Posts from 18 November 2014
-
Today's partner: Marc
Today was the day of the first assessment. It went well—I was less nervous than when I did the practice assessment, which I guess is the point—but I ended up tripping on the same edge cases as I had doing the practice. Derp.
(Technical gore ahead: I was writing a
sort
method per the instructions, specifically bubble sort—I know, I know—and wrote a helper method to implementbubble_sort!
that was called bybubble_sort
. Somewhere along the way I started getting wrong argument errors—0 for 1 or 1 for 0, depending on what I was doing at the time—and it took me ten minutes to see that I had been checking the function signatures for errors, when it was the call out to the helper method that was causing the problem.)I felt guilty for finishing early since it seemed like most everyone else was still working, but looking around it seemed a couple people finished earlier than me. Sure enough, looking at tumblrs, another student finished absurdly quickly—the specific student I expected—and really, I ought to have been just a bit slower than him.

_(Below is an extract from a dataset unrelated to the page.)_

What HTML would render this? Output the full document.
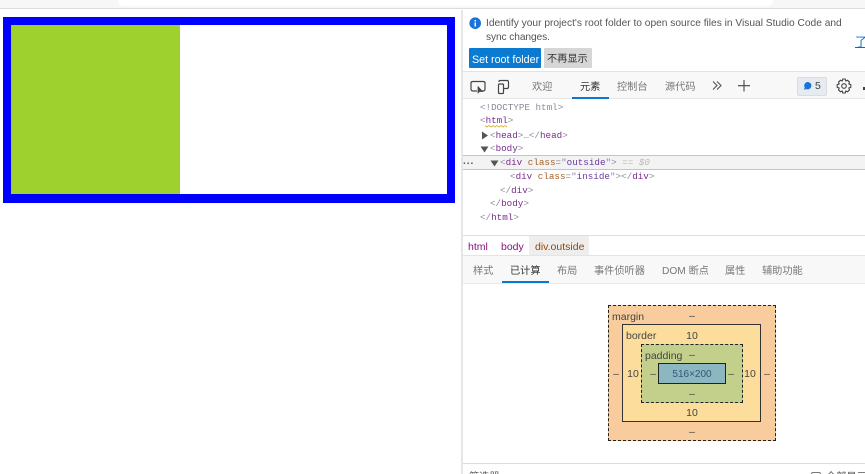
<!DOCTYPE html>
<html><head><meta charset="utf-8">
<style>
html,body{margin:0;padding:0;background:#fff;width:865px;height:474px;overflow:hidden}
body{position:relative;font-family:"Liberation Sans","Noto Sans CJK SC",sans-serif;color:#444}
div{position:absolute;box-sizing:border-box}
#w{left:0;top:0;width:865px;height:474px;overflow:hidden}
.t{position:absolute;white-space:nowrap;font-size:10.5px;line-height:14px}
.m{position:absolute;white-space:pre;font-family:"Liberation Mono","Noto Sans CJK SC",monospace;font-size:9.25px;line-height:14px;color:#8a8a9c}
.m b{font-weight:normal;color:#7a2a8c}.m i{font-style:normal;color:#a5622a}.m u{text-decoration:none;color:#6a3aa0}
.b{position:absolute;font-size:10.5px;line-height:12px;color:#444;white-space:nowrap;text-align:center}
</style></head><body><div id="w">
<div style="left:0;top:0;width:865px;height:9px;background:#f7f7f7;border-bottom:1px solid #ddd"></div>
<div style="left:118px;top:0;width:655px;height:6px;background:#fff;border-radius:0 0 5px 5px"></div>
<div style="left:3px;top:17px;width:452px;height:185.5px;background:#00f"></div>
<div style="left:11px;top:25px;width:435.5px;height:169px;background:#fff"></div>
<div style="left:11px;top:25px;width:169px;height:169px;background:#9ed02e"></div>

<div style="left:461px;top:10px;width:2px;height:464px;background:#e6e6e6"></div>

<svg style="position:absolute;left:469px;top:17px" width="13" height="13"><circle cx="6.2" cy="6.2" r="5.8" fill="#1a73d8"/><rect x="5.5" y="5.5" width="1.5" height="4" fill="#fff"/><rect x="5.5" y="3" width="1.5" height="1.500" fill="#fff"/></svg>
<div class="t" style="left:486px;top:17px;font-size:10.2px;color:#555">Identify your project's root folder to open source files in Visual Studio Code and</div>
<div class="t" style="left:486px;top:31px;font-size:10.2px;letter-spacing:-.1px;color:#555">sync changes.</div>
<div class="t" style="left:855px;top:35px;font-size:12px;color:#0a6cc4;text-decoration:underline">了</div>
<div style="left:469px;top:48px;width:72px;height:20px;background:#0a7bd0;border-radius:1px"></div>
<div class="t" style="left:472px;top:53px;color:#fff;font-size:10.7px">Set root folder</div>
<div style="left:544px;top:48px;width:48px;height:20px;background:#d6d6d6;border-radius:1px"></div>
<div class="t" style="left:547px;top:53px;font-size:10.2px;color:#333">不再显示</div>
<div style="left:463px;top:71px;width:402px;height:1px;background:#e2e2e2"></div>
<div style="left:463px;top:72px;width:402px;height:27px;background:#f8f8f8"></div>
<div style="left:463px;top:98px;width:402px;height:1px;background:#e6e6e6"></div>

<svg style="position:absolute;left:470px;top:79px" width="40" height="16" fill="none" stroke="#444" stroke-width="1.2"><path d="M7 12H3Q1 12 1 10V4Q1 2.500 3 2.500H13Q15 2.500 15 4V10Q15 12 13 12H12"/><path d="M8 7.500V14L9.500 12.500H12.500Z" fill="#444" stroke-width=".7"/><path d="M29 3V2.500Q29 1.500 30 1.500H37Q38.500 1.500 38.500 3V8Q38.500 9.500 37 9.500H33"/><rect x="28.500" y="5" width="5" height="9.500" rx="1"/></svg>
<div class="t" style="left:532px;top:81px;color:#777;font-size:10.2px">欢迎</div>
<div class="t" style="left:580px;top:81px;color:#333;font-size:10.2px">元素</div>
<div style="left:572px;top:96.500px;width:37px;height:2px;background:#0a78d0"></div>
<div class="t" style="left:617px;top:81px;color:#777;font-size:10.2px">控制台</div>
<div class="t" style="left:665px;top:81px;color:#777;font-size:10.2px">源代码</div>
<svg style="position:absolute;left:712px;top:80px" width="40" height="12" fill="none" stroke="#555" stroke-width="1.1"><path d="M1 1.500L5 5.500L1 9.500M5 1.500L9 5.500L5 9.500"/><path d="M32 0V11.500M26 5.700H38" stroke="#444"/></svg>
<div style="left:797px;top:77px;width:30px;height:19px;background:#e6ebf1;border:1px solid #dcdcdc;border-radius:2px"></div>
<svg style="position:absolute;left:803px;top:81px" width="10" height="10"><path d="M4.500 1A3.700 3.700 0 1 1 3 8L1 9L1.700 6.500A3.700 3.700 0 0 1 4.500 1Z" fill="#1a73d8"/></svg>
<div class="t" style="left:815px;top:79px;font-size:10.5px;color:#444">5</div>
<svg style="position:absolute;left:836px;top:78px" width="16" height="16" viewBox="0 0 16 16" fill="none" stroke="#444" stroke-width="1.1"><circle cx="8" cy="8" r="2.300"/><path d="M6.700 1H9.300L9.700 3L11.500 2.200L13.500 4.200L12.800 6L14.800 6.700V9.300L12.800 10L13.500 11.800L11.500 13.800L9.700 13L9.300 15H6.700L6.300 13L4.500 13.800L2.500 11.800L3.200 10L1.200 9.300V6.700L3.200 6L2.500 4.200L4.500 2.200L6.300 3Z" stroke-linejoin="round"/></svg>
<div style="left:863px;top:87px;width:2px;height:3px;background:#444"></div>

<div class="m" style="left:480px;top:100.500px">&lt;!DOCTYPE html&gt;</div>
<div class="m" style="left:480px;top:114px">&lt;<b>html</b>&gt;</div>
<svg style="position:absolute;left:485px;top:124px" width="24" height="4" fill="none" stroke="#d8b43a" stroke-width=".9"><path d="M0 1.500L2 3L4 1.500L6 3L8 1.500L10 3L12 1.500L14 3L16 1.500L18 3L20 1.500L22 3"/></svg>
<svg style="position:absolute;left:481px;top:131px" width="8" height="9"><path d="M1 .5L7 4.500L1 8.500Z" fill="#555"/></svg>
<div class="m" style="left:490px;top:128.500px">&lt;<b>head</b>&gt;…&lt;/<b>head</b>&gt;</div>
<svg style="position:absolute;left:480px;top:146px" width="9" height="7"><path d="M.5 .5H8.500L4.500 6.500Z" fill="#555"/></svg>
<div class="m" style="left:490px;top:142px">&lt;<b>body</b>&gt;</div>
<div style="left:463px;top:155px;width:402px;height:15px;background:#f3f3f3;border-top:1.500px solid #c4c4c4;border-bottom:1px solid #c4c4c4"></div>
<div class="t" style="left:463px;top:155px;font-size:10px;font-weight:bold;letter-spacing:1px;color:#555">...</div>
<svg style="position:absolute;left:490px;top:160px" width="9" height="7"><path d="M.5 .5H8.500L4.500 6.500Z" fill="#555"/></svg>
<div class="m" style="left:500px;top:156px">&lt;<b>div</b> <i>class</i>="<u>outside</u>"&gt; <span style="color:#bbb">== <em>$0</em></span></div>
<div class="m" style="left:510px;top:169.500px">&lt;<b>div</b> <i>class</i>="<u>inside</u>"&gt;&lt;/<b>div</b>&gt;</div>
<div class="m" style="left:500px;top:183.500px">&lt;/<b>div</b>&gt;</div>
<div class="m" style="left:490px;top:197px">&lt;/<b>body</b>&gt;</div>
<div class="m" style="left:480px;top:211px">&lt;/<b>html</b>&gt;</div>

<div style="left:463px;top:235px;width:402px;height:1px;background:#dedede"></div>
<div style="left:529px;top:236px;width:60px;height:20px;background:#eeeeee"></div>
<div class="t" style="left:468px;top:240px;color:#881280">html</div>
<div class="t" style="left:501px;top:240px;color:#881280">body</div>
<div class="t" style="left:535px;top:240px;color:#994500">div.outside</div>
<div style="left:463px;top:255px;width:402px;height:1px;background:#e4e4e4"></div>
<div style="left:463px;top:256px;width:402px;height:27px;background:#f8f8f8"></div>
<div style="left:463px;top:283px;width:402px;height:1px;background:#e8e8e8"></div>
<div class="t" style="left:473px;top:265px;color:#777;font-size:10.2px">样式</div>
<div class="t" style="left:510px;top:265px;color:#333;font-size:10.2px">已计算</div>
<div style="left:502px;top:280.500px;width:47px;height:2px;background:#0a78d0"></div>
<div class="t" style="left:557px;top:265px;color:#777;font-size:10.2px">布局</div>
<div class="t" style="left:594px;top:265px;color:#777;font-size:10.2px">事件侦听器</div>
<div class="t" style="left:662px;top:265px;color:#777;font-size:10.2px">DOM 断点</div>
<div class="t" style="left:725px;top:265px;color:#777;font-size:10.2px">属性</div>
<div class="t" style="left:762px;top:265px;color:#777;font-size:10.2px">辅助功能</div>

<div style="left:607.500px;top:305px;width:168.500px;height:136px;background:#f9cc9d;border:1px dashed #222"></div>
<div style="left:622px;top:324px;width:139px;height:98px;background:#fddd9b;border:1px solid #333"></div>
<div style="left:641px;top:344px;width:102px;height:59px;background:#c3d08b;border:1px dashed #222"></div>
<div style="left:658px;top:363px;width:68px;height:21px;background:#8cb6c0;border:1px solid #222"></div>
<div class="b" style="left:612px;top:311px">margin</div>
<div class="b" style="left:686px;top:310px;width:12px">–</div>
<div class="b" style="left:626px;top:330px">border</div>
<div class="b" style="left:682px;top:330px;width:20px">10</div>
<div class="b" style="left:645px;top:350px">padding</div>
<div class="b" style="left:686px;top:349px;width:12px">–</div>
<div class="b" style="left:658px;top:369px;width:68px;font-size:10px;color:#2f5a78">516×200</div>
<div class="b" style="left:610px;top:368px;width:12px">–</div>
<div class="b" style="left:623px;top:368px;width:20px">10</div>
<div class="b" style="left:647px;top:368px;width:12px">–</div>
<div class="b" style="left:725px;top:368px;width:12px">–</div>
<div class="b" style="left:740px;top:368px;width:20px">10</div>
<div class="b" style="left:761px;top:368px;width:12px">–</div>
<div class="b" style="left:686px;top:388px;width:12px">–</div>
<div class="b" style="left:682px;top:407px;width:20px">10</div>
<div class="b" style="left:686px;top:426px;width:12px">–</div>

<div style="left:463px;top:463px;width:402px;height:1px;background:#dcdcdc"></div>
<div class="t" style="left:469px;top:471px;font-size:10.2px;color:#555">筛选器</div>
<div style="left:811px;top:472px;width:10px;height:10px;border:1px solid #777;border-radius:2px"></div>
<div class="t" style="left:826px;top:471px;font-size:10.2px;color:#555">全部显示</div>
</div></body></html>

A lot of students have that moment when they first enter a highly selective program where they realize they're can't easily be the best anymore. I've had enough time in life to get used to that idea, but really there's little enough excuse for me not to push harder to get better. Having a decent target to reach has helped my typing speed (compared to just typing gibberish in a typing trainer) but I still have to test my assumptions about what a method can handle and what it returns too often for comfort. What I'd like, by the end of this program, is to be in the running as the "best" student and not just coast on … whatever it is that's gotten me this far in life. That will take work, and prioritization.
As any regular reader of this blog will be able to understand, most of my biggest demons are of my own creation.
We spent the entirety of the rest of the day working on Minesweeper. I can tell after a solid week that one of the critical pieces of Pair Programming is how well or poorly the personal dynamic plays out. Historically, I haven't been one who can easily convince another to adopt my priorities. This is another thing that I think raw competence can help with: people will listen to someone who seems to know what they're talking about, especially if they have easy confidence, even if that person doesn't actually know what they're doing (until, of course, that person is revealed as a sham). Further, sometimes the people you have to work with really want to go in one direction when you wholeheartedly believe that another route will bear more fruit. Wrestling with this sort of thing can be exhausting, because either you defend your idea and "win", or you realize the other person has the better idea and concede your point. Either way, you've expended a lot of mental energy.
I'm not saying, mind you, that my partner was particularly difficult to work with. I have had some amazing pairings so far, but today was one of those days where we each had an idea for what needed to happen, and we were pulling in different directions—vectored off from one another just enough that it was a challenge to move forward.
We got where we needed to be by the end of the day. The game worked, we had a somewhat clean data model, and our logic held up. We were even able to add some extensions—we changed the symbols used from rough ASCII to some nice Unicode that I think was much more readable on-screen. But toward 3:00 or so I began to think we ought to order T-shirts that say "Don't worry about that; we'll refactor later." Were this a production codebase, we'd have accumulated a lot technical debt today. Compare this to most of the projects in the first week: my style was much more comfortable and easy to read, with only a couple places (typically method chains) where I could benefit from some cleanup, and I think that's a direct consequence of having a solid idea of where we needed to be and the route we would have to take to get there in the first thirty minutes of class.
That is to say, all of our problems can be traced back to an overall bad approach to architecting the solution, specifically the separation of class responsibilities and the mechanism for passing certain objects. Prototyping, or figuring out a full schema earlier on, may have helped protect us from some wild goose chasing, but as Fred Brooks said, when solving a new problem teams should design a throw-away system first, because you're going to throw the first one out anyway. (See also: Annie Lamott's "Shitty First Drafts")
It's not easy to see your own failings, but looking around some common ones that others demonstrate include a resistance to learning skills that are not core to the "purpose" of a course (the purpose being debatable—I've been at enough colleges to know that what's on the final is a small fraction of what a student needs to learn), stubbornness about one particular approach (kill your darlings!), not being able to listen to others at all, not telling others what you're doing because it's obvious to you, not giving people the benefit of the doubt… to some small extent each of these has manifested in my time here, and I'm on the lookout for those times when I, myself, am guilty of these. Small sins can be hard to see.
It was a good day, overall. I love the people here, but the difference in energy level between a good day an an average day is really noticeable. Still, every day so far has been far better than any day of work or school until this point.